Medicaid insurers have agreed to pay $25 million from their profits to help fund behavioral health projects focused on youth, Gov. Tina Kotek announced on Thursday.
Kotek had asked Oregon’s 16 regionally based Medicaid insurers – also called coordinated care organizations – to reinvest $25 million of their profits into community projects in part because of record amounts the organizations reaped during the COVID-19 pandemic. Medicaid insurers are paid taxpayer dollars from the state and federal government to pay for health and dental care for about 1.45 million people on the Oregon Health Plan, which serves low-income Oregonians. The insurers are allowed to pocket any surplus money after they’ve met their obligations as profits.
After Kotek’s request, the coordinated care organizations decided to put a one-time allotment toward four projects across the state to help address the gaps in behavioral health care coverage. The coordinated care organizations, their providers and Oregon Health Authority all signed an agreement on Thursday, the governor’s office said.
“Oregon needs more treatment options to help young people in our state who are struggling with serious behavioral health issues,” Kotek said. “The state and CCOs developed a plan to reinvest surplus Medicaid dollars into Oregon communities, and this partnership will support youth behavioral health projects that we desperately need.”

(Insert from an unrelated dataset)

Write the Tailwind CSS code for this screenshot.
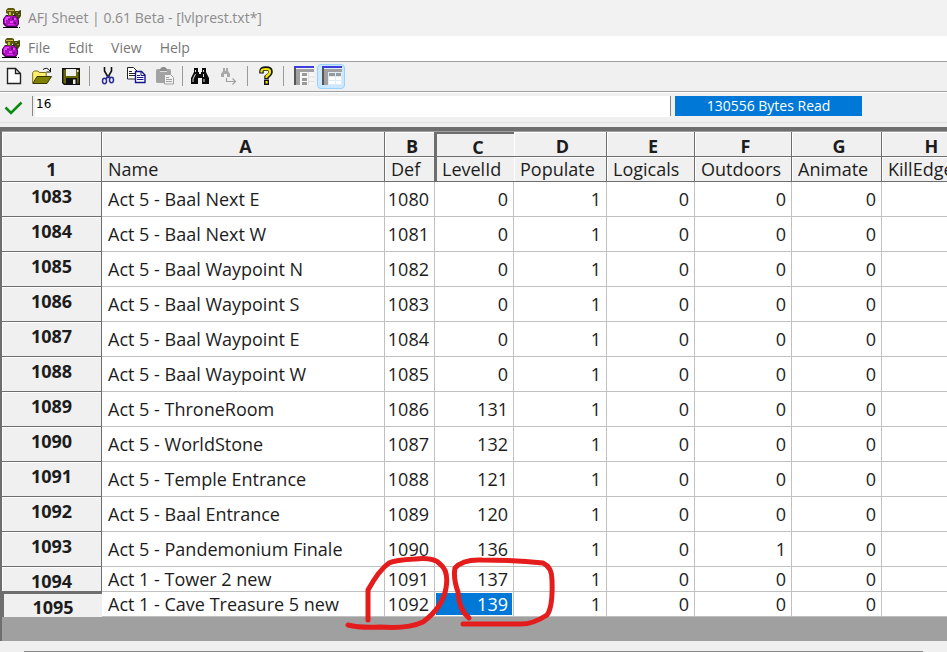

Details for most of the projects – including how many beds they will add to the state’s behavioral health facilities for youth, weren’t immediately available on Thursday. But the money will help projects across the state add dozens of beds to projects, some of them already underway.
For example, $7.5 million will go toward a project based in Douglas County through Adapt Integrated Health Care, a southern Oregon provider. The campus project, already underway on 40 acres east of Roseburg, will more than triple its capacity from 40 beds to about 118 beds.
“Adapt has developed plans for a Recovery Campus and with the generous support of the CCOs, under Governor Kotek’s leadership, we now have the funding to move forward on construction,” Dr. Greg Brigham, CEO of Adapt Integrated Health Care, said in a statement.
He said the funding will help the project replace antiquated facilities and grow.
“This resource will result in access to life saving care for those who need it, when they need it.”
There are three other projects across the state that will receive funding to add psychiatric residential treatment beds for youth.
They are:
$13.2 million to the Trillium Family Services for expansion in the Portland metro area. $2.3 million for a project overseen by Looking Glass Community Services in Lane County to expand capacity. $2 million to Community Counseling Solutions, an eastern Oregon provider that serves Morrow, Grant, Gilliam, Wheeler and Umatilla counties.
In a statement, Behavioral Health Director Ebony Clarke said the work will help address statewide challenges.
“These investments will help spur and close projects that will propel the state forward in closing key program gaps that have been exacerbated by fentanyl in recent years,” Larke said. “I look forward to this partnership making a real difference in Oregon communities.”
Eastern Oregon Coordinated Care Organization CEO Sean Jessup said in a statement they came together collectively for the “benefit of all members.”